▶ **DATA RECORDS**:
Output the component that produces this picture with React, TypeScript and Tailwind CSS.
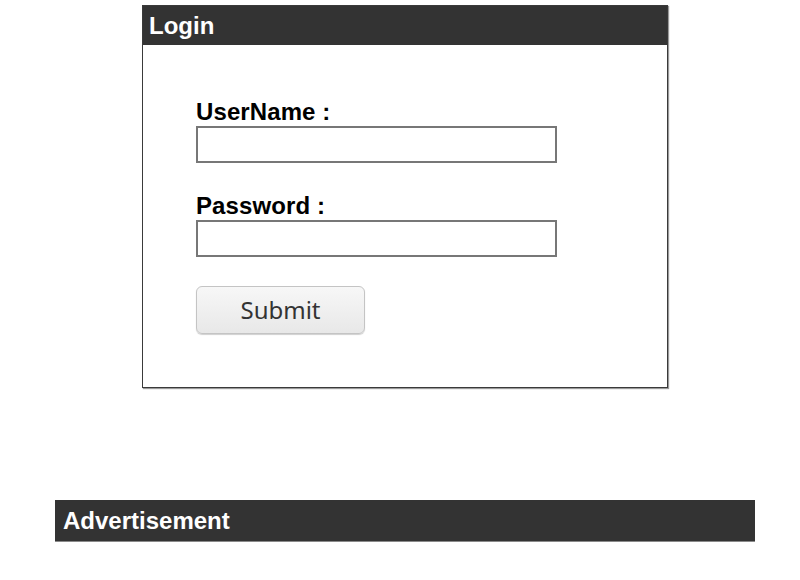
export default function App() {
  return (
    <div className="w-[800px] h-[580px] bg-white overflow-hidden pt-[5px] font-['Liberation_Sans',Arial,sans-serif]">
      <div className="ml-[142px] w-[526px] border border-[#3a3a3a] shadow-[1px_1px_1px_#9a9a9a]">
        <div className="h-[39px] bg-[#333333] text-white font-bold text-[24px] leading-[39px] pl-[6px]">
          Login
        </div>
        <form className="pl-[53px] pt-[53px] pb-[53px]" onSubmit={e => e.preventDefault()}>
          <label className="block font-bold text-[24px] leading-[28px] text-black tracking-[0.1px]">UserName :</label>
          <input
            type="text"
            className="block w-[361px] h-[37px] border-2 border-[#777777] bg-white"
          />
          <label className="block mt-[29px] font-bold text-[24px] leading-[28px] text-black tracking-[0.1px]">Password :</label>
          <input
            type="password"
            className="block w-[361px] h-[37px] border-2 border-[#777777] bg-white"
          />
          <button
            type="submit"
            className="mt-[29px] block w-[169px] h-[48px] rounded-[6px] border border-[#c4c4c4] bg-gradient-to-b from-[#f7f7f7] to-[#e8e8e8] shadow-[0_1px_1px_#d0d0d0] text-[24px] text-[#333333] font-['Noto_Sans','Open_Sans',sans-serif]"
          >
            Submit
          </button>
        </form>
      </div>
      <div className="mt-[112px] ml-[55px] w-[700px] h-[42px] bg-[#333333] border-b border-[#8a8a8a] text-white font-bold text-[24px] leading-[42px] pl-[8px]">
        Advertisement
      </div>
    </div>
  );
}
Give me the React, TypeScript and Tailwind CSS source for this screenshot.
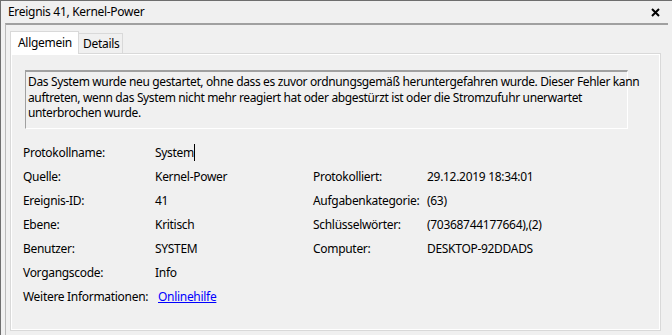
import React from "react";

const F = "font-['Segoe_UI','Noto_Sans',sans-serif]";

function Row({ label, value, rLabel, rValue }: { label: React.ReactNode; value: React.ReactNode; rLabel?: string; rValue?: string }) {
  return (
    <div className="flex h-[24px] items-center">
      <div className="w-[132px] shrink-0 whitespace-nowrap">{label}</div>
      <div className="w-[158px] shrink-0 whitespace-nowrap">{value}</div>
      {rLabel ? <div className="w-[114px] shrink-0 whitespace-nowrap">{rLabel}</div> : null}
      {rValue ? <div className="whitespace-nowrap">{rValue}</div> : null}
    </div>
  );
}

export default function App() {
  return (
    <div className={`w-[672px] h-[335px] overflow-hidden bg-[#f0f0f0] border-t border-l border-[#6e6e6e] text-[12px] tracking-[-0.3px] text-black ${F}`}>
      <div className="flex h-[22px] items-center justify-between pl-[7px] pr-[12px]">
        <span className="whitespace-nowrap">Ereignis 41, Kernel-Power</span>
        <svg width="9" height="9" viewBox="0 0 9 9" className="mt-[1px]">
          <path d="M1 1 L8 8 M8 1 L1 8" stroke="#000" strokeWidth="2" />
        </svg>
      </div>
      <div className="ml-[4px] w-[663px] h-[320px] border-t-2 border-l border-t-[#a0a0a0] border-l-[#b9b9b9] pl-[4px] pt-[6px]">
        <div className="flex items-end h-[22px]">
          <div className="h-[23px] w-[69px] -mb-[1px] relative z-10 bg-white border border-b-0 border-[#d9d9d9] pl-[7px] pt-[2px] whitespace-nowrap">
            Allgemein
          </div>
          <div className="h-[20px] w-[44px] bg-[#f0f0f0] border border-l-0 border-b-0 border-[#d9d9d9] pl-[4px] pt-[1px] whitespace-nowrap">
            Details
          </div>
        </div>
        <div className="w-[651px] h-[278px] border border-[#d9d9d9] shadow-[inset_1px_1px_0_#ffffff,inset_-1px_-1px_0_#ffffff] pl-[14px] pt-[16px]">
          <div className="w-[603px] h-[59px] border-t-2 border-l border-t-[#a0a0a0] border-l-[#a0a0a0] border-r border-b border-r-white border-b-white pl-[2px] pt-[2px] leading-[15.5px] tracking-[-0.36px] text-[#000]">
            <div className="whitespace-nowrap">Das System wurde neu gestartet, ohne dass es zuvor ordnungsgemäß heruntergefahren wurde. Dieser Fehler kann</div>
            <div className="whitespace-nowrap">auftreten, wenn das System nicht mehr reagiert hat oder abgestürzt ist oder die Stromzufuhr unerwartet</div>
            <div className="whitespace-nowrap">unterbrochen wurde.</div>
          </div>
          <div className="mt-[12px] -ml-[2px]">
            <Row label="Protokollname:" value={<span className="border-r border-black pr-[0px]">System</span>} />
            <Row label="Quelle:" value="Kernel-Power" rLabel="Protokolliert:" rValue="29.12.2019 18:34:01" />
            <Row label="Ereignis-ID:" value="41" rLabel="Aufgabenkategorie:" rValue="(63)" />
            <Row label="Ebene:" value="Kritisch" rLabel="Schlüsselwörter:" rValue="(70368744177664),(2)" />
            <Row label="Benutzer:" value="SYSTEM" rLabel="Computer:" rValue="DESKTOP-92DDADS" />
            <Row label="Vorgangscode:" value="Info" />
            <Row label="Weitere Informationen:" value={<span className="ml-[3px] text-[#0000ff] underline">Onlinehilfe</span>} />
          </div>
        </div>
      </div>
    </div>
  );
}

▶ **GOAL OF THE EXERCISE**: Please write out all the data again word for word, but not the pictures.

▶ **RESULT OF THIS EXERCISE**:
Output the component that produces this picture with React, TypeScript and Tailwind CSS.
export default function App() {
  return (
    <div className="w-[800px] h-[580px] bg-white overflow-hidden pt-[5px] font-['Liberation_Sans',Arial,sans-serif]">
      <div className="ml-[142px] w-[526px] border border-[#3a3a3a] shadow-[1px_1px_1px_#9a9a9a]">
        <div className="h-[39px] bg-[#333333] text-white font-bold text-[24px] leading-[39px] pl-[6px]">
          Login
        </div>
        <form className="pl-[53px] pt-[53px] pb-[53px]" onSubmit={e => e.preventDefault()}>
          <label className="block font-bold text-[24px] leading-[28px] text-black tracking-[0.1px]">UserName :</label>
          <input
            type="text"
            className="block w-[361px] h-[37px] border-2 border-[#777777] bg-white"
          />
          <label className="block mt-[29px] font-bold text-[24px] leading-[28px] text-black tracking-[0.1px]">Password :</label>
          <input
            type="password"
            className="block w-[361px] h-[37px] border-2 border-[#777777] bg-white"
          />
          <button
            type="submit"
            className="mt-[29px] block w-[169px] h-[48px] rounded-[6px] border border-[#c4c4c4] bg-gradient-to-b from-[#f7f7f7] to-[#e8e8e8] shadow-[0_1px_1px_#d0d0d0] text-[24px] text-[#333333] font-['Noto_Sans','Open_Sans',sans-serif]"
          >
            Submit
          </button>
        </form>
      </div>
      <div className="mt-[112px] ml-[55px] w-[700px] h-[42px] bg-[#333333] border-b border-[#8a8a8a] text-white font-bold text-[24px] leading-[42px] pl-[8px]">
        Advertisement
      </div>
    </div>
  );
}
Give me the React, TypeScript and Tailwind CSS source for this screenshot.
import React from "react";

const F = "font-['Segoe_UI','Noto_Sans',sans-serif]";

function Row({ label, value, rLabel, rValue }: { label: React.ReactNode; value: React.ReactNode; rLabel?: string; rValue?: string }) {
  return (
    <div className="flex h-[24px] items-center">
      <div className="w-[132px] shrink-0 whitespace-nowrap">{label}</div>
      <div className="w-[158px] shrink-0 whitespace-nowrap">{value}</div>
      {rLabel ? <div className="w-[114px] shrink-0 whitespace-nowrap">{rLabel}</div> : null}
      {rValue ? <div className="whitespace-nowrap">{rValue}</div> : null}
    </div>
  );
}

export default function App() {
  return (
    <div className={`w-[672px] h-[335px] overflow-hidden bg-[#f0f0f0] border-t border-l border-[#6e6e6e] text-[12px] tracking-[-0.3px] text-black ${F}`}>
      <div className="flex h-[22px] items-center justify-between pl-[7px] pr-[12px]">
        <span className="whitespace-nowrap">Ereignis 41, Kernel-Power</span>
        <svg width="9" height="9" viewBox="0 0 9 9" className="mt-[1px]">
          <path d="M1 1 L8 8 M8 1 L1 8" stroke="#000" strokeWidth="2" />
        </svg>
      </div>
      <div className="ml-[4px] w-[663px] h-[320px] border-t-2 border-l border-t-[#a0a0a0] border-l-[#b9b9b9] pl-[4px] pt-[6px]">
        <div className="flex items-end h-[22px]">
          <div className="h-[23px] w-[69px] -mb-[1px] relative z-10 bg-white border border-b-0 border-[#d9d9d9] pl-[7px] pt-[2px] whitespace-nowrap">
            Allgemein
          </div>
          <div className="h-[20px] w-[44px] bg-[#f0f0f0] border border-l-0 border-b-0 border-[#d9d9d9] pl-[4px] pt-[1px] whitespace-nowrap">
            Details
          </div>
        </div>
        <div className="w-[651px] h-[278px] border border-[#d9d9d9] shadow-[inset_1px_1px_0_#ffffff,inset_-1px_-1px_0_#ffffff] pl-[14px] pt-[16px]">
          <div className="w-[603px] h-[59px] border-t-2 border-l border-t-[#a0a0a0] border-l-[#a0a0a0] border-r border-b border-r-white border-b-white pl-[2px] pt-[2px] leading-[15.5px] tracking-[-0.36px] text-[#000]">
            <div className="whitespace-nowrap">Das System wurde neu gestartet, ohne dass es zuvor ordnungsgemäß heruntergefahren wurde. Dieser Fehler kann</div>
            <div className="whitespace-nowrap">auftreten, wenn das System nicht mehr reagiert hat oder abgestürzt ist oder die Stromzufuhr unerwartet</div>
            <div className="whitespace-nowrap">unterbrochen wurde.</div>
          </div>
          <div className="mt-[12px] -ml-[2px]">
            <Row label="Protokollname:" value={<span className="border-r border-black pr-[0px]">System</span>} />
            <Row label="Quelle:" value="Kernel-Power" rLabel="Protokolliert:" rValue="29.12.2019 18:34:01" />
            <Row label="Ereignis-ID:" value="41" rLabel="Aufgabenkategorie:" rValue="(63)" />
            <Row label="Ebene:" value="Kritisch" rLabel="Schlüsselwörter:" rValue="(70368744177664),(2)" />
            <Row label="Benutzer:" value="SYSTEM" rLabel="Computer:" rValue="DESKTOP-92DDADS" />
            <Row label="Vorgangscode:" value="Info" />
            <Row label="Weitere Informationen:" value={<span className="ml-[3px] text-[#0000ff] underline">Onlinehilfe</span>} />
          </div>
        </div>
      </div>
    </div>
  );
}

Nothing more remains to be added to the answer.